-- Start --

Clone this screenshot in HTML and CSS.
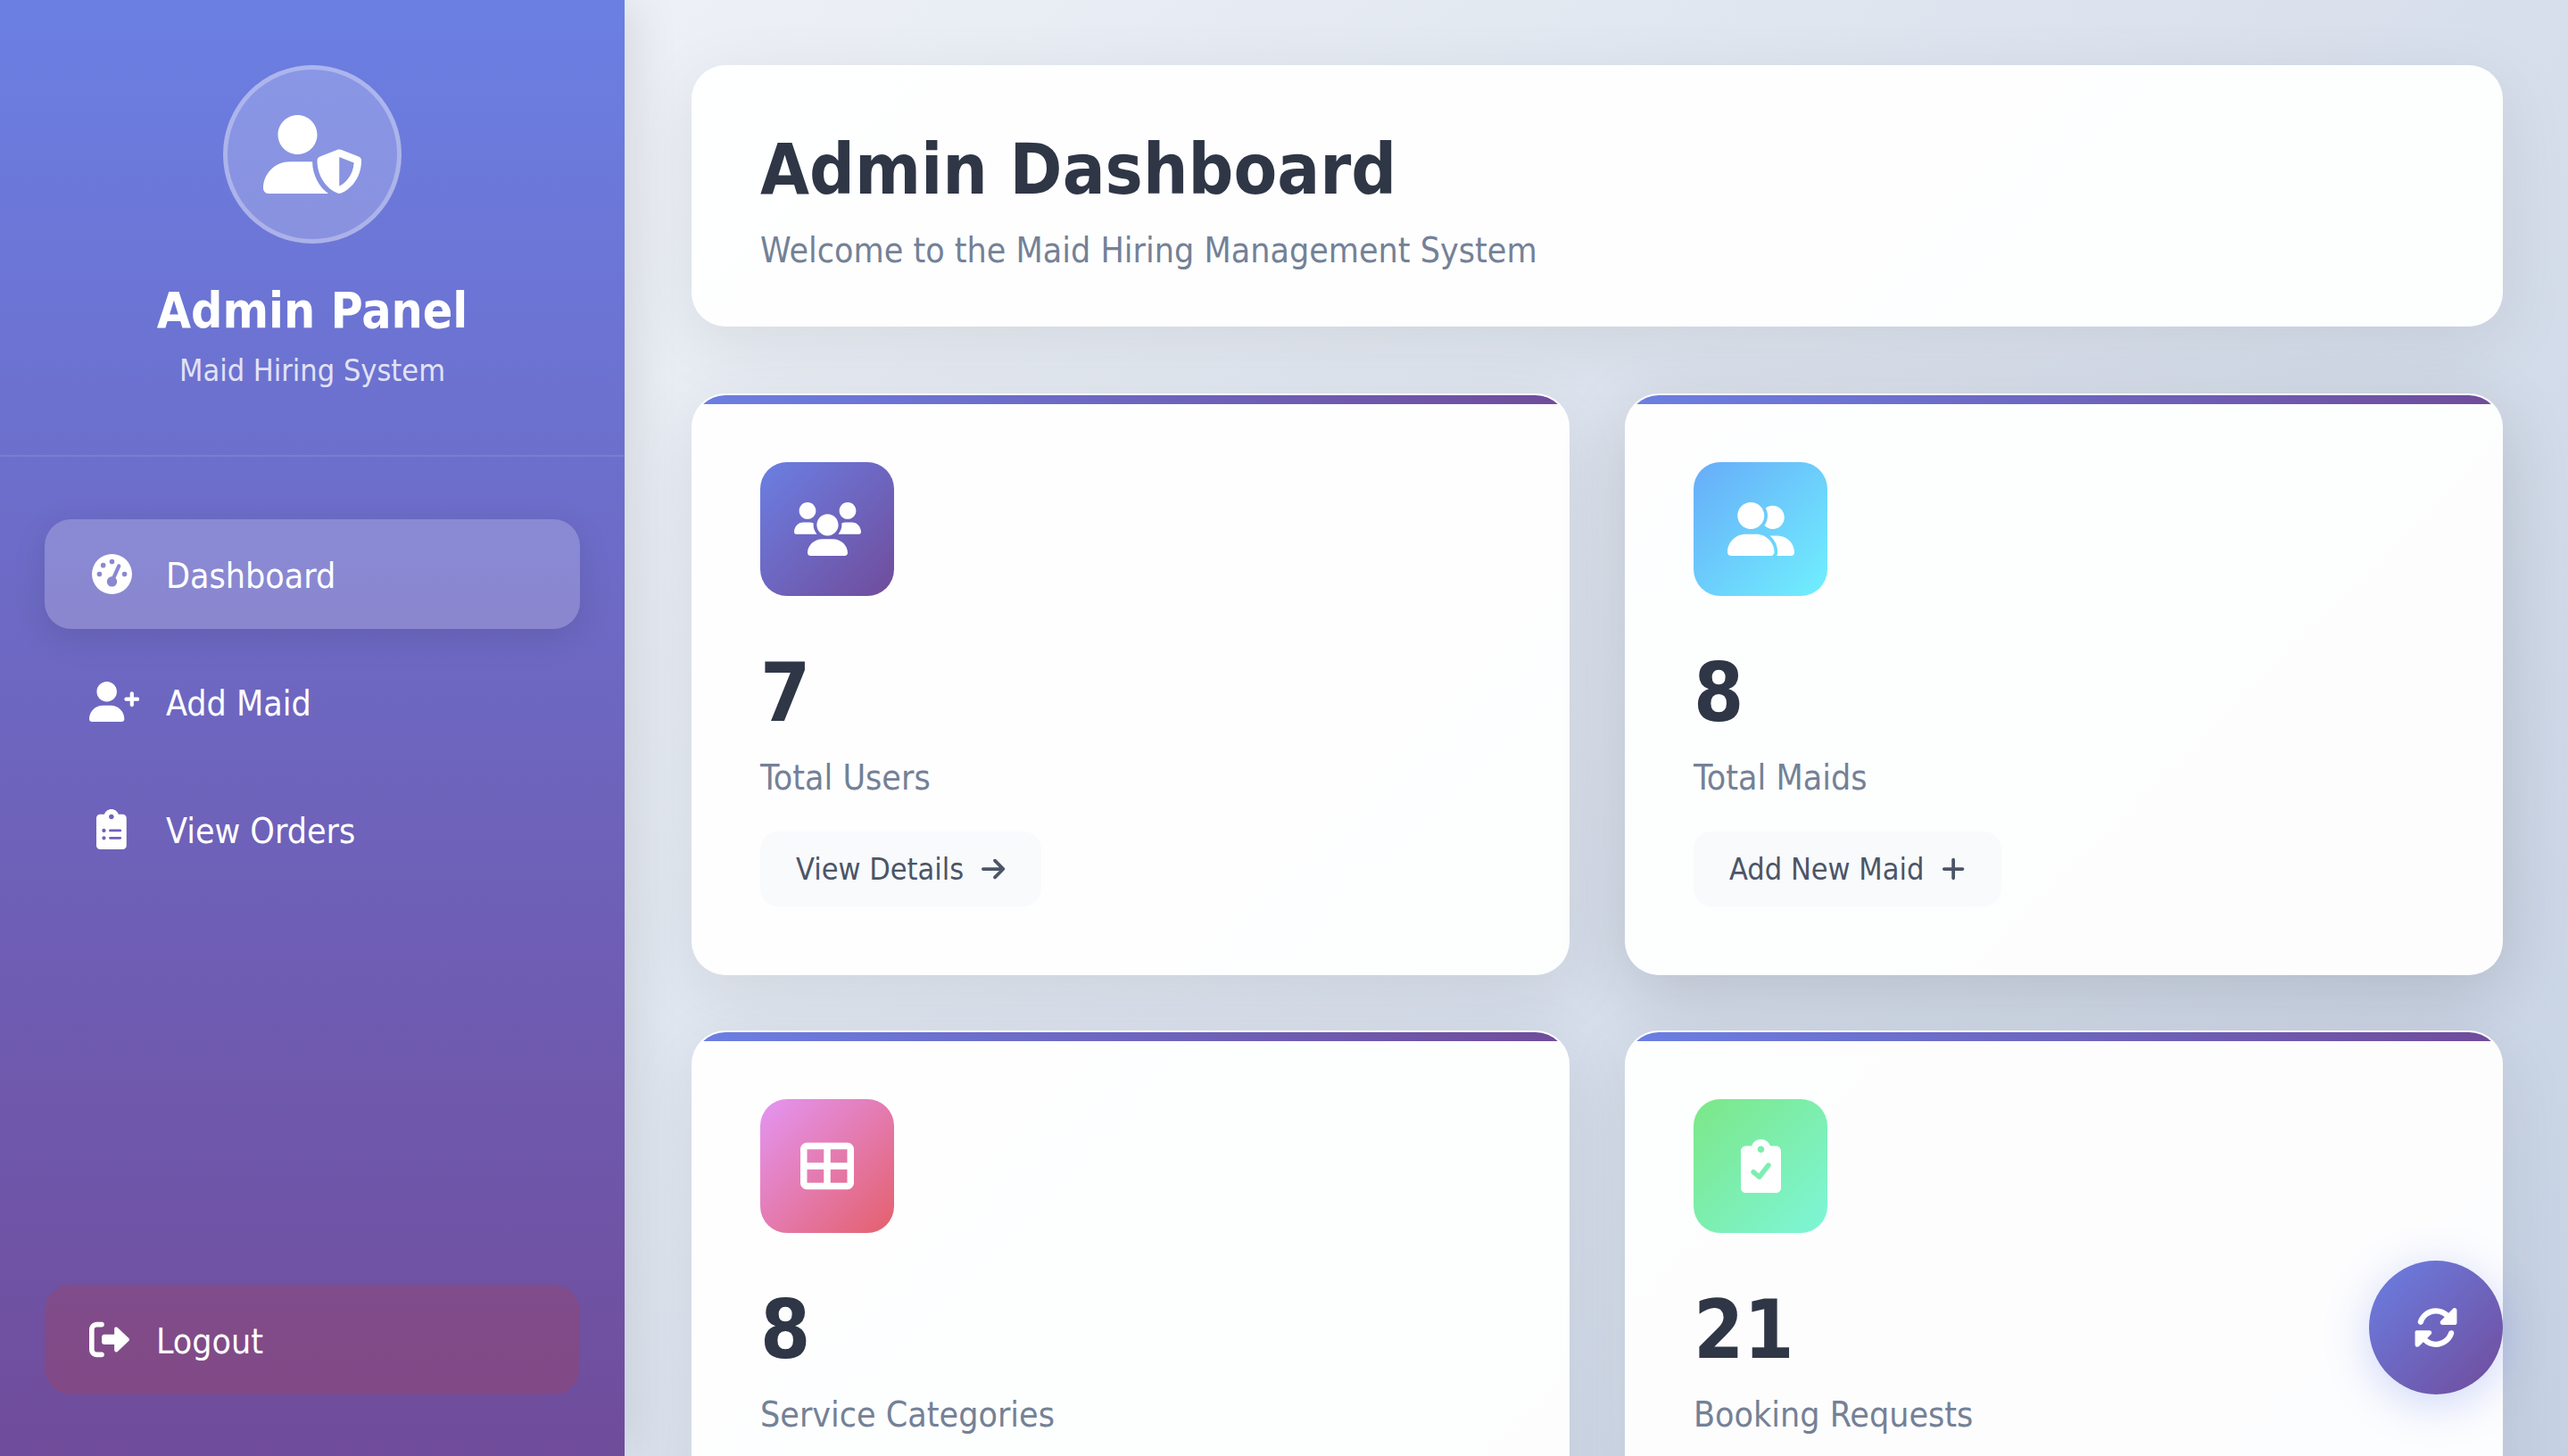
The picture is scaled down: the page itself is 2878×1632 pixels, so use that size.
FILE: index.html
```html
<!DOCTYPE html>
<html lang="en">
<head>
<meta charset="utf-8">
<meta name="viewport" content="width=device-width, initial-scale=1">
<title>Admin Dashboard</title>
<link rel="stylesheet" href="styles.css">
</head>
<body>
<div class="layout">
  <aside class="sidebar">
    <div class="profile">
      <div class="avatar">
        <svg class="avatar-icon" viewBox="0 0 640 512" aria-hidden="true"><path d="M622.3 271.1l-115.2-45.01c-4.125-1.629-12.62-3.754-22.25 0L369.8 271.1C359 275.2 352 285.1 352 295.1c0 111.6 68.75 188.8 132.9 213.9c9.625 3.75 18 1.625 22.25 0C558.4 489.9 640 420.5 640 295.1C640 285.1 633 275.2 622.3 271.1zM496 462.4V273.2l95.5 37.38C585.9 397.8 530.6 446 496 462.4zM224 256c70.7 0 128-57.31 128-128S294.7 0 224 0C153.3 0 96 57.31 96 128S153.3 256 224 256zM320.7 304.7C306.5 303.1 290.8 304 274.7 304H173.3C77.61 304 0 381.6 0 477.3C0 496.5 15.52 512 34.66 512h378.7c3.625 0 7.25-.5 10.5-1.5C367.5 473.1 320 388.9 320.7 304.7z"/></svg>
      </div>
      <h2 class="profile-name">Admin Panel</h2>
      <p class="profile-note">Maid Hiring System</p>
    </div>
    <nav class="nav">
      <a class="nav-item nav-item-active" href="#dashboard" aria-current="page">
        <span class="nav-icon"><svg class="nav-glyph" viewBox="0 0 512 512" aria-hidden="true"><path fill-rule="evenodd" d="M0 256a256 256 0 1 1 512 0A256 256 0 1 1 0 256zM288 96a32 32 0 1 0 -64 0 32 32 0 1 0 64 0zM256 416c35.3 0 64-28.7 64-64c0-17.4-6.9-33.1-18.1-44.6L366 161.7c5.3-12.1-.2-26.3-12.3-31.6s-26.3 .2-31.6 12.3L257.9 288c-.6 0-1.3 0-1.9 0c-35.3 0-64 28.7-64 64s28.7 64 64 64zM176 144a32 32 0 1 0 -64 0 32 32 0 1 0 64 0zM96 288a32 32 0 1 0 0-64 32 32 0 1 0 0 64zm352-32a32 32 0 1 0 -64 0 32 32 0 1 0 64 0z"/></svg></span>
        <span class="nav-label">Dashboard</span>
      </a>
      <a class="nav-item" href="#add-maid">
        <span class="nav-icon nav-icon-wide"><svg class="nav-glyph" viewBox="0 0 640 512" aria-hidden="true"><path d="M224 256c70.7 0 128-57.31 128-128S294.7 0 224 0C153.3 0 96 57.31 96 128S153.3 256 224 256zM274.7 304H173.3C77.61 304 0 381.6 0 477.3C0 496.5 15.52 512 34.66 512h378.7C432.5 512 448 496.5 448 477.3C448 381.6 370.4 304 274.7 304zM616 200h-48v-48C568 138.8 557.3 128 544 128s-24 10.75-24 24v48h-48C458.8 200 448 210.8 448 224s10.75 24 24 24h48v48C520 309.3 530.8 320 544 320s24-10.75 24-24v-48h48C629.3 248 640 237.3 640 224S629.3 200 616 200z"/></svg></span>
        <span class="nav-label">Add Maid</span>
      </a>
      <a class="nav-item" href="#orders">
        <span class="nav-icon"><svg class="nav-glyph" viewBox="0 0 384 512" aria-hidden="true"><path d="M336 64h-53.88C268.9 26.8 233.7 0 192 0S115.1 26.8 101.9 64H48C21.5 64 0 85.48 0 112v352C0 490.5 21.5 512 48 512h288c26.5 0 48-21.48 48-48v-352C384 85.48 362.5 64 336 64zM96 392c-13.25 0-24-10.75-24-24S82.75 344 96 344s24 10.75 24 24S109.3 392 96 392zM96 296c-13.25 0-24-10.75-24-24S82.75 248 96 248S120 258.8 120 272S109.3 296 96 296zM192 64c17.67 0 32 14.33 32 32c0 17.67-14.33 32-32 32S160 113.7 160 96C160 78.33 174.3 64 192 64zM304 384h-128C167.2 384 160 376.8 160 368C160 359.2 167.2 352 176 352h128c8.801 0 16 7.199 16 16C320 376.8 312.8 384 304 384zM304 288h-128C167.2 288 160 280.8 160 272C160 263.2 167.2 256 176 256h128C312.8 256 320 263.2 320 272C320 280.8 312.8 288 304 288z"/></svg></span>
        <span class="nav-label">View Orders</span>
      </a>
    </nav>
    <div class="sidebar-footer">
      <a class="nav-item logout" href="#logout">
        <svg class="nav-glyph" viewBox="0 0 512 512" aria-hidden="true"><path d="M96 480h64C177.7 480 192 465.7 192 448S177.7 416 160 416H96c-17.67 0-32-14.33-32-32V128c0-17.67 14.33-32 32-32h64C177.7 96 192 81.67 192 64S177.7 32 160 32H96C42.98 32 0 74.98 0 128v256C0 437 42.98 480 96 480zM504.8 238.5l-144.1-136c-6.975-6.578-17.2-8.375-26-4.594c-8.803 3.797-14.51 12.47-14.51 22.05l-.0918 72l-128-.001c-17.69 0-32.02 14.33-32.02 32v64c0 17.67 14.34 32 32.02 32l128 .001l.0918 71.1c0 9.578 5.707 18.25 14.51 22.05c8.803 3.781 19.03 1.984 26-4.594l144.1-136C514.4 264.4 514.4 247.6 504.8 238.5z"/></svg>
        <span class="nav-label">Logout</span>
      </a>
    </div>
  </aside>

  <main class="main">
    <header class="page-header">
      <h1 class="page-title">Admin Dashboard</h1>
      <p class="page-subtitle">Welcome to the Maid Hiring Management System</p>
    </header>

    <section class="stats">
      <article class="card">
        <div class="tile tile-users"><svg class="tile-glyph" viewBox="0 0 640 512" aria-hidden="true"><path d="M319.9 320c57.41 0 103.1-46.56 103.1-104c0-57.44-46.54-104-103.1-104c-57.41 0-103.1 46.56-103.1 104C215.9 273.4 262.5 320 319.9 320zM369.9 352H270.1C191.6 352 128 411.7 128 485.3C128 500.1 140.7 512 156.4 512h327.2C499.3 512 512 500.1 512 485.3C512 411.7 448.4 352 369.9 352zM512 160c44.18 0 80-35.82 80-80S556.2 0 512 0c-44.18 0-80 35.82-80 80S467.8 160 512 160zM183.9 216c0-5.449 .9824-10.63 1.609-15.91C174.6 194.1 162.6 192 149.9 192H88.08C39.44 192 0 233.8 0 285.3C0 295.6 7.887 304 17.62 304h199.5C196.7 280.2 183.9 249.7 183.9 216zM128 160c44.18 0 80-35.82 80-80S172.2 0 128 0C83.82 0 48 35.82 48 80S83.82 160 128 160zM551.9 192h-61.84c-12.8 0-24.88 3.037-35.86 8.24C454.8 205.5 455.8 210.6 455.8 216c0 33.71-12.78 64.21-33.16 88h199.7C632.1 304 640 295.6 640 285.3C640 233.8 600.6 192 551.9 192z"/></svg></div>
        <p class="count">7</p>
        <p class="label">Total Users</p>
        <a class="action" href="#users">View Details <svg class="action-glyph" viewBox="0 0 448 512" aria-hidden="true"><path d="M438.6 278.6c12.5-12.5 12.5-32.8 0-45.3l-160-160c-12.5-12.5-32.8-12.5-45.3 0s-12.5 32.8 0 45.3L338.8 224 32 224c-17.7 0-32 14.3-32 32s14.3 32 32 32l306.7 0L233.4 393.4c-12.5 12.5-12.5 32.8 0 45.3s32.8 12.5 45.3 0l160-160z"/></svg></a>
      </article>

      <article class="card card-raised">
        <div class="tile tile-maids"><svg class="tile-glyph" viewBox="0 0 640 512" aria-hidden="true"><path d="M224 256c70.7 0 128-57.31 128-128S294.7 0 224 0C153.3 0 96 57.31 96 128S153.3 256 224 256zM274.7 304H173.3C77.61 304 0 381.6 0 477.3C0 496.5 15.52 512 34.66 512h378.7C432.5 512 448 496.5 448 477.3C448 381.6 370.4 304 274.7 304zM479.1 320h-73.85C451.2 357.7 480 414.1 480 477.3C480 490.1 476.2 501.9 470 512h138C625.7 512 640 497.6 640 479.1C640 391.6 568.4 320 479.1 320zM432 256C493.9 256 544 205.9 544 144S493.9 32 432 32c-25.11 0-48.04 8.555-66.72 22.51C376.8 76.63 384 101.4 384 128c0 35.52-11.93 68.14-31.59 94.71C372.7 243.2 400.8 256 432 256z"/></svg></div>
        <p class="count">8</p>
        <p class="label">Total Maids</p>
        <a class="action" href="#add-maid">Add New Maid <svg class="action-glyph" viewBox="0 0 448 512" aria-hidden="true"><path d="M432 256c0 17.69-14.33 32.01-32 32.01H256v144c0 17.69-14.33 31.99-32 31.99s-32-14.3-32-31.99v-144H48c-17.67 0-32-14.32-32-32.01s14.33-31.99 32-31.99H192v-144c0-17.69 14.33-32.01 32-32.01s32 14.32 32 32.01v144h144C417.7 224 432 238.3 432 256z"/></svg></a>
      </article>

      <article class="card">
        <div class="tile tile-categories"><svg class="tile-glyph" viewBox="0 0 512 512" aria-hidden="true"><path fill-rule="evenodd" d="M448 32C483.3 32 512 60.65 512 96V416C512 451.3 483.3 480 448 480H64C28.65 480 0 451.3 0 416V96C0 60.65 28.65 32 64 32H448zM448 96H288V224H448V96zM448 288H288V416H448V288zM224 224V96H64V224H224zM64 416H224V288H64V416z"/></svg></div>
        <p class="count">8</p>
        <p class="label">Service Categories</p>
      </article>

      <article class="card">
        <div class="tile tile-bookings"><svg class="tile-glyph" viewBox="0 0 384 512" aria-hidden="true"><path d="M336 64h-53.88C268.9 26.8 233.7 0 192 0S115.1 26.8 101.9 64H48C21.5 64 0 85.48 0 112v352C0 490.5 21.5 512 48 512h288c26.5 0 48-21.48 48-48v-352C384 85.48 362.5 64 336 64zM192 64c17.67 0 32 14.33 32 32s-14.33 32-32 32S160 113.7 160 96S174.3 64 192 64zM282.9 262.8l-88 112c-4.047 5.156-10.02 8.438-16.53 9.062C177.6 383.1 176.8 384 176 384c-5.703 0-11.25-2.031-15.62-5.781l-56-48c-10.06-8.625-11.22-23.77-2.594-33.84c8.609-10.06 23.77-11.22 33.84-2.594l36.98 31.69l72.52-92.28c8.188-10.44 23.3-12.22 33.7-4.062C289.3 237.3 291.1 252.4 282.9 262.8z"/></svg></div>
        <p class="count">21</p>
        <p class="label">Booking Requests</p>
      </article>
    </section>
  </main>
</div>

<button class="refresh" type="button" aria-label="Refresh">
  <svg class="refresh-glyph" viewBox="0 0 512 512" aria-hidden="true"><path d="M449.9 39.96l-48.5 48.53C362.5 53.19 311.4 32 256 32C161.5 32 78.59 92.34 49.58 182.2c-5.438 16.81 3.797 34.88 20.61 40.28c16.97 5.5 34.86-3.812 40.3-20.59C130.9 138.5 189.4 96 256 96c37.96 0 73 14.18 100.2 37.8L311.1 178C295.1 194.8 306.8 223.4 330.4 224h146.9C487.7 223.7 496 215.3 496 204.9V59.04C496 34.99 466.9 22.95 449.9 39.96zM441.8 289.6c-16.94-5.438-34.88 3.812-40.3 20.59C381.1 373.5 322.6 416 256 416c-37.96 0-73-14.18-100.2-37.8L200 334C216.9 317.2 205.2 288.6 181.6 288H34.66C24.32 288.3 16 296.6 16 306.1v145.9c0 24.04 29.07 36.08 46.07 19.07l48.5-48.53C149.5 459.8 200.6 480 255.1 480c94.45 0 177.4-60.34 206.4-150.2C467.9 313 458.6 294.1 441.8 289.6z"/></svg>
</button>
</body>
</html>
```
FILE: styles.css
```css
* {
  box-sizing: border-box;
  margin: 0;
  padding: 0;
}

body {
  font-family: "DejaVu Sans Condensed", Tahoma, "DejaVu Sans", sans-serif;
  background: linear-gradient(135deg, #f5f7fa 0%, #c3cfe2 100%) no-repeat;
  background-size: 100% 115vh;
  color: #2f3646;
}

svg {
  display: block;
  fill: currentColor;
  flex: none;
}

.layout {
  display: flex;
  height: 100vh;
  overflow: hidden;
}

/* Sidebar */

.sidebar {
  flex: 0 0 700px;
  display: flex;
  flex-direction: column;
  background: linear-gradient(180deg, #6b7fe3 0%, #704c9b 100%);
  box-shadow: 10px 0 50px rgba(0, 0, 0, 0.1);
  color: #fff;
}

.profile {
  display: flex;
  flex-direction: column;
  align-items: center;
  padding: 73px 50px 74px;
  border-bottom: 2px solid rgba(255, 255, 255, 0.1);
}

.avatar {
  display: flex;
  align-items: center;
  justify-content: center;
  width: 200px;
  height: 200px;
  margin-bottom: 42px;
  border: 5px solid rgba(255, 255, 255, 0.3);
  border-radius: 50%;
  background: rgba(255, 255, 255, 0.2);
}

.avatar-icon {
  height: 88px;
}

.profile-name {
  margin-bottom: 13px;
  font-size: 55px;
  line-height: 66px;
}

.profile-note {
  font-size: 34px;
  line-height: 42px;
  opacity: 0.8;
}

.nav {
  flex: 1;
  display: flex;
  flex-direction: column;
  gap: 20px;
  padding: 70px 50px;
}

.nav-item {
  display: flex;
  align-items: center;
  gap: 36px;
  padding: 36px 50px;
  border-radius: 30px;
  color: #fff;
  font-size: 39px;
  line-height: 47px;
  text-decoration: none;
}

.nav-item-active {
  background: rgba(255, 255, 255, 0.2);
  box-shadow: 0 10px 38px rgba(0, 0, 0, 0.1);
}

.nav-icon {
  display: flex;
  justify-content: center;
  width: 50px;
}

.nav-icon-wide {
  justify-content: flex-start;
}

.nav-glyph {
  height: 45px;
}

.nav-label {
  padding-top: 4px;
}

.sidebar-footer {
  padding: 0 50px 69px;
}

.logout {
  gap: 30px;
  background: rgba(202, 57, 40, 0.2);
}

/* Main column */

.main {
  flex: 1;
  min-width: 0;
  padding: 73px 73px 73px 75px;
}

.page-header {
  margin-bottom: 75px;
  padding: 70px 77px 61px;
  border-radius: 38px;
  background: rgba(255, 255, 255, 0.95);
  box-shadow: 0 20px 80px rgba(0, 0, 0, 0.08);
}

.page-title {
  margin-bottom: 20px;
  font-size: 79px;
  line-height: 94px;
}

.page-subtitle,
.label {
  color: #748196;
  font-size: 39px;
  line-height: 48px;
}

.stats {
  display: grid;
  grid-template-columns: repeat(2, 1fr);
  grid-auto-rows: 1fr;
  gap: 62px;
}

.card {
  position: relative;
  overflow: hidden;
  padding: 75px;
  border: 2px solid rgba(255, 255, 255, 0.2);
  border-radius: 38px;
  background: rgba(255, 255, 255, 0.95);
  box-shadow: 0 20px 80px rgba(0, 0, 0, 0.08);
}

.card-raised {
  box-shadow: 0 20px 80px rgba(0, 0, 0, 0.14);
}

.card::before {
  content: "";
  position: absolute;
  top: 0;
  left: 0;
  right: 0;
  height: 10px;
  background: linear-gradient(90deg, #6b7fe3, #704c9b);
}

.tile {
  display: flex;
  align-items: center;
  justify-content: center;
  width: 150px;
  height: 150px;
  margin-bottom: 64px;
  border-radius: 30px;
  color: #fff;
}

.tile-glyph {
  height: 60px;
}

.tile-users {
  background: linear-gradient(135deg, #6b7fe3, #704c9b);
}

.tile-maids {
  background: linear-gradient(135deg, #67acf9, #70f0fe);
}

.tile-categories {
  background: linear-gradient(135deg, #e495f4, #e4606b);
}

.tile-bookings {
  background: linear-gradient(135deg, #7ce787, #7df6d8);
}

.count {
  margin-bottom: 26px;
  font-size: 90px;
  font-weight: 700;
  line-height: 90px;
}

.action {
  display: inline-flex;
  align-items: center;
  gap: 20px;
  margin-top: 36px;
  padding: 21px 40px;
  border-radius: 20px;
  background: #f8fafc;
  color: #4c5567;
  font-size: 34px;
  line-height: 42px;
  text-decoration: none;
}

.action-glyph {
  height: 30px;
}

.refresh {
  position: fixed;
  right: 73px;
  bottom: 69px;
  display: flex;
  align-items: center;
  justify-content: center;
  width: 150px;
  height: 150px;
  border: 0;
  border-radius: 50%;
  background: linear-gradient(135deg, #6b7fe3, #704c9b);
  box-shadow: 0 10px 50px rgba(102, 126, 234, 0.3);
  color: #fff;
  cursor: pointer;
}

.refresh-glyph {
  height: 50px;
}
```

-- End --

## [Problem to work on]
From the listing above, collect every line that mentions the word "page".

## [Expected output]
The picture is scaled down: the page itself is 2878×1632 pixels, so use that size.
      <a class="nav-item nav-item-active" href="#dashboard" aria-current="page">
    <header class="page-header">
      <h1 class="page-title">Admin Dashboard</h1>
      <p class="page-subtitle">Welcome to the Maid Hiring Management System</p>
.page-header {
.page-title {
.page-subtitle,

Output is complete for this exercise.